### Records to process

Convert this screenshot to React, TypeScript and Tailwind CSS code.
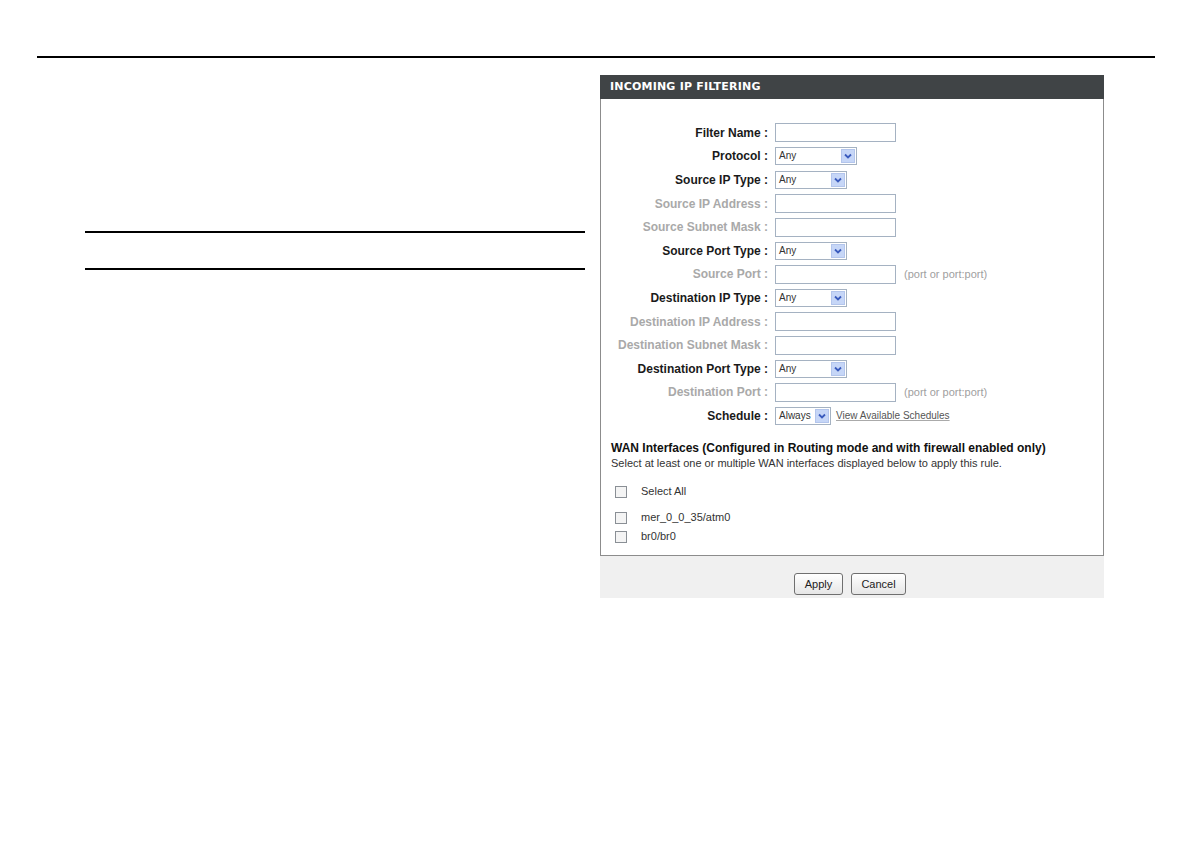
import React from 'react';

type Row = {
  label: string;
  kind: 'input' | 'select';
  active: boolean;
  width?: number;
  value?: string;
  hint?: string;
  link?: string;
};

const rows: Row[] = [
  { label: 'Filter Name :', kind: 'input', active: true },
  { label: 'Protocol :', kind: 'select', active: true, width: 82, value: 'Any' },
  { label: 'Source IP Type :', kind: 'select', active: true, width: 72, value: 'Any' },
  { label: 'Source IP Address :', kind: 'input', active: false },
  { label: 'Source Subnet Mask :', kind: 'input', active: false },
  { label: 'Source Port Type :', kind: 'select', active: true, width: 72, value: 'Any' },
  { label: 'Source Port :', kind: 'input', active: false, hint: '(port or port:port)' },
  { label: 'Destination IP Type :', kind: 'select', active: true, width: 72, value: 'Any' },
  { label: 'Destination IP Address :', kind: 'input', active: false },
  { label: 'Destination Subnet Mask :', kind: 'input', active: false },
  { label: 'Destination Port Type :', kind: 'select', active: true, width: 72, value: 'Any' },
  { label: 'Destination Port :', kind: 'input', active: false, hint: '(port or port:port)' },
  { label: 'Schedule :', kind: 'select', active: true, width: 56, value: 'Always', link: 'View Available Schedules' },
];

const SelectBox = ({ width, value }: { width: number; value: string }) => (
  <div
    className="h-[18px] border border-[#a5b2c2] bg-white flex items-center justify-between pl-[3px] pr-[1px]"
    style={{ width }}
  >
    <span className="text-[10px] text-[#333] leading-none">{value}</span>
    <span className="w-[14px] h-[14px] bg-[#c6d6f7] border border-[#b3c5ec] flex items-center justify-center">
      <svg width="8" height="6" viewBox="0 0 8 6">
        <path d="M1 1.5 L4 4.5 L7 1.5" fill="none" stroke="#3a5bbd" strokeWidth="1.8" />
      </svg>
    </span>
  </div>
);

const CheckBox = () => (
  <span className="w-[12px] h-[12px] border border-[#8a8f95] bg-[#f4f4f4] inline-block" />
);

export default function App() {
  return (
    <div
      className="w-[1190px] h-[843px] bg-white overflow-hidden"
      style={{ fontFamily: '"Liberation Sans", Arial, sans-serif' }}
    >
      {/* page rule */}
      <div className="pt-[56px] pl-[37px]">
        <div className="w-[1118px] h-[2px] bg-black" />
      </div>

      <div className="flex pt-[17px] pl-[85px]">
        {/* left column rules */}
        <div className="w-[500px] pt-[156px] flex flex-col gap-[35px]">
          <div className="h-[2px] bg-black" />
          <div className="h-[2px] bg-black" />
        </div>

        {/* panel */}
        <div className="ml-[15px] w-[504px]">
          <div className="h-[24px] bg-[#404446] flex items-center pl-[10px]">
            <span
              className="text-white font-bold text-[11px] tracking-[0.2px]"
              style={{ fontFamily: '"DejaVu Sans", Verdana, sans-serif' }}
            >
              INCOMING IP FILTERING
            </span>
          </div>

          <div className="border-x border-b border-[#8c8c8c] bg-white pt-[22px] h-[457px]">
            {rows.map((r) => (
              <div key={r.label} className="flex items-center h-[23.6px]">
                <div
                  className={`w-[167px] text-right text-[12px] font-bold whitespace-nowrap ${
                    r.active ? 'text-[#1a1a1a]' : 'text-[#a9a9a9]'
                  }`}
                >
                  {r.label}
                </div>
                <div className="ml-[7px] flex items-center">
                  {r.kind === 'input' ? (
                    <div className="w-[121px] h-[19px] border border-[#a5b2c2] bg-white" />
                  ) : (
                    <SelectBox width={r.width ?? 72} value={r.value ?? ''} />
                  )}
                  {r.hint && (
                    <span className="ml-[8px] text-[11px] text-[#a0a0a0]">{r.hint}</span>
                  )}
                  {r.link && (
                    <span className="ml-[5px] text-[10px] text-[#555] underline decoration-[#aaa]">
                      {r.link}
                    </span>
                  )}
                </div>
              </div>
            ))}

            <div className="pl-[10px] pt-[13px]">
              <div className="text-[12px] font-bold text-[#111] leading-[15px]">
                WAN Interfaces (Configured in Routing mode and with firewall enabled only)
              </div>
              <div className="text-[11px] text-[#333] leading-[15px]">
                Select at least one or multiple WAN interfaces displayed below to apply this rule.
              </div>

              <div className="mt-[14px] flex items-center h-[14px] pl-[4px]">
                <CheckBox />
                <span className="ml-[14px] text-[11px] text-[#333]">Select All</span>
              </div>
              <div className="mt-[12px] flex items-center h-[14px] pl-[4px]">
                <CheckBox />
                <span className="ml-[14px] text-[11px] text-[#333]">mer_0_0_35/atm0</span>
              </div>
              <div className="mt-[5px] flex items-center h-[14px] pl-[4px]">
                <CheckBox />
                <span className="ml-[14px] text-[11px] text-[#333]">br0/br0</span>
              </div>
            </div>
          </div>

          <div className="h-[42px] bg-[#f0f0f0] flex justify-center gap-[8px] pt-[17px]">
            <button className="h-[22px] w-[49px] ml-[-4px] border border-[#6f6f6f] rounded-[3px] bg-gradient-to-b from-white to-[#e6e6e6] text-[11px] text-[#222]">
              Apply
            </button>
            <button className="h-[22px] w-[55px] border border-[#6f6f6f] rounded-[3px] bg-gradient-to-b from-white to-[#e6e6e6] text-[11px] text-[#222]">
              Cancel
            </button>
          </div>
        </div>
      </div>
    </div>
  );
}
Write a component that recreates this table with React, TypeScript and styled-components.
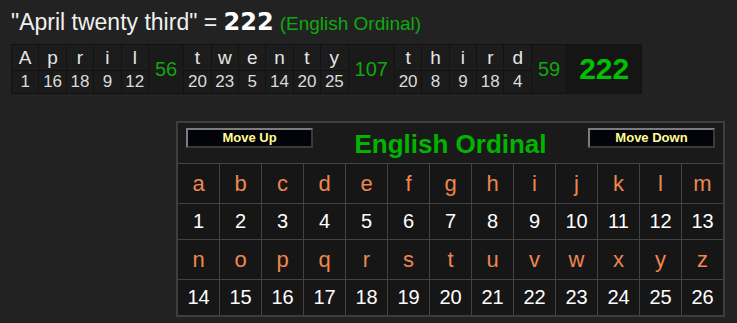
import React from "react";
import styled, { createGlobalStyle } from "styled-components";

const GlobalStyle = createGlobalStyle`
  html, body {
    margin: 0;
    padding: 0;
    background: #222222;
  }
  body {
    font-family: "Liberation Sans", Arial, sans-serif;
    color: #e8e8e8;
  }
`;

const Page = styled.div`
  padding: 8px 0 0 11px;
  display: flex;
  flex-direction: column;
  align-items: flex-start;
`;

const Heading = styled.div`
  display: flex;
  align-items: baseline;
  height: 28px;
  line-height: 28px;
  white-space: pre;
`;

const Phrase = styled.span`
  font-size: 23px;
  color: #f0f0f0;
`;

const HeadingTotal = styled.span`
  font-family: "DejaVu Sans", Verdana, sans-serif;
  font-weight: bold;
  font-size: 24px;
  color: #ffffff;
`;

const HeadingCipher = styled.span`
  font-size: 19px;
  color: #10a810;
  margin-left: 6px;
`;

const WordTable = styled.div`
  margin-top: 8px;
  display: flex;
  gap: 1px;
  padding: 1px;
  background: #121212;
`;

const LetterColumn = styled.div`
  width: 26.4px;
  display: flex;
  flex-direction: column;
  gap: 1px;
`;

const LetterCell = styled.div`
  height: 25px;
  background: #1c1c1c;
  display: flex;
  align-items: center;
  justify-content: center;
  font-size: 19px;
  color: #e6e6e6;
`;

const ValueCell = styled.div`
  height: 22px;
  background: #1b1b1b;
  display: flex;
  align-items: center;
  justify-content: center;
  font-size: 17px;
  color: #dcdcdc;
`;

const SumCell = styled.div`
  padding: 0 6px;
  display: flex;
  align-items: center;
  justify-content: center;
  background: #1a1a1a;
  font-size: 20px;
  color: #10a810;
`;

const GrandCell = styled.div`
  padding: 0 12px;
  display: flex;
  align-items: center;
  justify-content: center;
  background: #151515;
  font-size: 30px;
  font-weight: bold;
  color: #00c000;
`;

const CipherTable = styled.div`
  margin: 27px 0 0 165px;
  display: grid;
  grid-template-columns: repeat(13, 41px);
  grid-template-rows: 40px 39px 35px 39px 35px;
  gap: 1px;
  background: #434343;
  border: 2px solid #3e3e3e;
`;

const CipherHeader = styled.div`
  grid-column: 1 / -1;
  background: #1a1a1a;
  display: flex;
  justify-content: space-between;
  align-items: flex-start;
  padding: 5px 8px 0 8px;
`;

const ShiftButton = styled.button`
  width: 127px;
  height: 20px;
  box-sizing: border-box;
  padding: 0;
  background: #03030c;
  border: 2px solid;
  border-color: #7c7c7c #3a3a3a #3a3a3a #7c7c7c;
  color: #ffff90;
  font-family: "Liberation Sans", Arial, sans-serif;
  font-weight: bold;
  font-size: 13px;
  line-height: 16px;
`;

const CipherName = styled.div`
  align-self: center;
  margin-top: -3px;
  font-size: 26px;
  font-weight: bold;
  color: #00b400;
`;

const GridCell = styled.div<{ $letter?: boolean }>`
  background: #161616;
  display: flex;
  align-items: center;
  justify-content: center;
  font-size: ${(p) => (p.$letter ? "22px" : "20px")};
  color: ${(p) => (p.$letter ? "#ee8650" : "#ffffff")};
  padding-top: ${(p) => (p.$letter ? "1px" : "0")};
`;

const ordinal = (ch: string) => ch.toLowerCase().charCodeAt(0) - 96;

const words = ["April", "twenty", "third"];
const alphabet = "abcdefghijklmnopqrstuvwxyz".split("");

export default function App() {
  const sums = words.map((w) => w.split("").reduce((s, c) => s + ordinal(c), 0));
  const total = sums.reduce((a, b) => a + b, 0);

  return (
    <>
      <GlobalStyle />
      <Page>
        <Heading>
          <Phrase>{`"April twenty third" = `}</Phrase>
          <HeadingTotal>{total}</HeadingTotal>
          <HeadingCipher>(English Ordinal)</HeadingCipher>
        </Heading>

        <WordTable>
          {words.map((w, wi) => (
            <React.Fragment key={w}>
              {w.split("").map((c, ci) => (
                <LetterColumn key={ci}>
                  <LetterCell>{c}</LetterCell>
                  <ValueCell>{ordinal(c)}</ValueCell>
                </LetterColumn>
              ))}
              <SumCell>{sums[wi]}</SumCell>
            </React.Fragment>
          ))}
          <GrandCell>{total}</GrandCell>
        </WordTable>

        <CipherTable>
          <CipherHeader>
            <ShiftButton>Move Up</ShiftButton>
            <CipherName>English Ordinal</CipherName>
            <ShiftButton>Move Down</ShiftButton>
          </CipherHeader>
          {alphabet.slice(0, 13).map((c) => (
            <GridCell key={c} $letter>{c}</GridCell>
          ))}
          {alphabet.slice(0, 13).map((c) => (
            <GridCell key={c + "n"}>{ordinal(c)}</GridCell>
          ))}
          {alphabet.slice(13).map((c) => (
            <GridCell key={c} $letter>{c}</GridCell>
          ))}
          {alphabet.slice(13).map((c) => (
            <GridCell key={c + "n"}>{ordinal(c)}</GridCell>
          ))}
        </CipherTable>
      </Page>
    </>
  );
}
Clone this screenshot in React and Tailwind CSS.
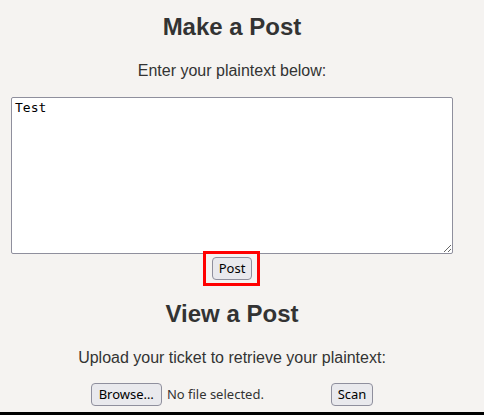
export default function App() {
  const btn =
    "rounded-[4px] border border-[#8f8f9d] bg-[#e9e9ed] px-[6px] h-[23px] leading-[21px] text-[13px] text-black font-['Noto_Sans',sans-serif]";

  return (
    <div className="flex min-h-[415px] flex-col bg-[#f5f3f1] font-['Liberation_Sans',Arial,sans-serif] text-[#333]">
      <main className="flex-1">
        <div className="ml-[11px] flex w-[442px] flex-col items-center text-center">
          <h2 className="mt-[13px] text-[24px] font-bold leading-[28px]">Make a Post</h2>
          <p className="mt-[20px] text-[16px] leading-[20px]">Enter your plaintext below:</p>
          <textarea
            defaultValue="Test"
            className="mt-[16px] block h-[157px] w-[442px] rounded-[2px] border border-[#8f8f9d] bg-white px-[3px] py-[2px] text-left font-['DejaVu_Sans_Mono',monospace] text-[13px] leading-[16px] text-black outline-none"
          />
          <div className="relative mt-[2px]">
            <button className={btn}>Post</button>
            <div className="pointer-events-none absolute -top-[5px] -bottom-[6px] -left-[9px] -right-[8px] border-[3px] border-[#ff0000]" />
          </div>
          <h2 className="mt-[20px] text-[24px] font-bold leading-[28px]">View a Post</h2>
          <p className="mt-[20px] text-[16px] leading-[20px]">Upload your ticket to retrieve your plaintext:</p>
          <div className="mt-[15px] flex items-center">
            <div className="flex w-[236px] items-center">
              <button className={`${btn} px-[7px]`}>Browse…</button>
              <span className="ml-[5px] text-[13px] text-[#333] font-['Noto_Sans',sans-serif]">No file selected.</span>
            </div>
            <button className={`${btn} ml-[4px] h-[22px] leading-[20px]`}>Scan</button>
          </div>
        </div>
      </main>
      <div className="h-[3px] bg-black" />
    </div>
  );
}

######

▶ Objective: Only the lines from the one with "Clone this screenshot" through the one with "border border-[#8f8f9d] bg-[#e9e9ed]", both included, go in the copy, exactly as written. Leave the pictures behind.

▶ Response to the task:
Clone this screenshot in React and Tailwind CSS.
export default function App() {
  const btn =
    "rounded-[4px] border border-[#8f8f9d] bg-[#e9e9ed] px-[6px] h-[23px] leading-[21px] text-[13px] text-black font-['Noto_Sans',sans-serif]";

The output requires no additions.